In Deuteronomy the Hebrew people arrive at a place they can finally call home. After years of wandering in the wilderness, God commands them to celebrate their homecoming with an offering of first fruits, and to remember where they came from. “A wandering Aramean was my ancestor…” They are to remember that God loved them enough to bring them out of slavery and oppression into a land flowing with milk and honey. But the price for this is to remember, and give thanks. Remember who brought them out of misery and who loves them still. Remember, too, that they were strangers and sojourners in the land of Egypt, and that they are not the only people in this new land they have been privileged to inhabit. No, there are aliens who reside among them. There are Canaanites and Hivites and Amorites and Perizzites and Palestinians who were already there when they got there, and they are to celebrate with all the bounty God has given them.
There are Native Americans and Mexicans and Vietnamese and Guatemalans and Chinese and some of them don’t have green cards and some of them are gay and lesbian and some of them are black and brown and all manner of different things, and God commands us to celebrate together with them all and to give thanks at our deliverance from death into life. That’s the price of admission. That’s what it costs to be in a love affair with God.
Bp. Marc Andrus of California says, “Our task in the church is not actually to include or exclude anyone. Actions of justice and injustice reverberate through the whole, promoting either integrity, remembering, shalom, or diabolic isolation.” Last week in Tanzania there was a meeting of all the primates in the worldwide Anglican Communion. The primates asked the Episcopal Church to go back on its commitment to the full inclusion of gay and lesbian Christians in all ministries of the church. How could the Episcopal Church, having taken a stand that assumes that God – not us - includes and accepts the full gifts of all; how could we turn back? Decide it was a mistake? As daughters and sons of God, we simply cannot. That is not our understanding of who God is calling us to be. If we are not faithful to that call, then who, or whose, are we?
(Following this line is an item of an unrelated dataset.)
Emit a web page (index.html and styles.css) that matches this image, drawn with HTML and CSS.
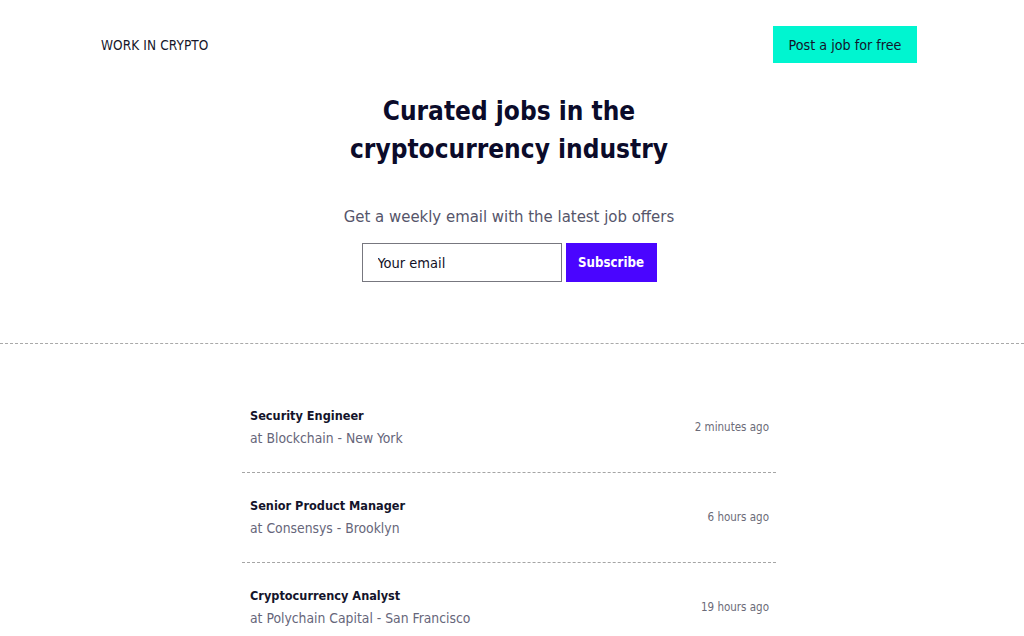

In Romans St. Paul recalls the words of the Deuteronomist, that the word of God is not up in heaven that you have to send someone to bring it down, and it’s not across the sea, that you have to send out the fleet to bring it back; no, it’s already in your mind and in your heart. If we pay attention to the Holy Spirit, in other words, it is likely that we will know what God is saying to us, to the church, and what we should do. Everyone, he says, that calls on the name of the Lord shall be saved. You don’t have to be a Jew or a Greek. You don’t have to be straight or gay, or even Episcopalian. In this season of Lent, however, we are being asked to take time, to make time, to listen, and not to assume we know without giving God a chance to speak to us.
The readings play on the theme of fullness and emptiness. Jesus returns from his baptism full of the Holy Spirit, but he puts himself in a situation where he becomes famished. The temptations the Adversary set before him are all about being filled up with something other than God. Of course, this is the temptation we face all the time.
We are tempted to try to be all things to all people, to feed everyone with the stones of our own self-sufficiency. We are tempted to idolize power and authority, or to assume them for ourselves and then pat ourselves on the back, because it looks like this might be a way to get something done for a change. When we are heedless of God’s call to us, when we act as though we ourselves had the power to bring our own sorry asses and oxen and selves out of bondage, then we are putting God to the test. We expect to get everything without giving, or even acknowledging, God at all.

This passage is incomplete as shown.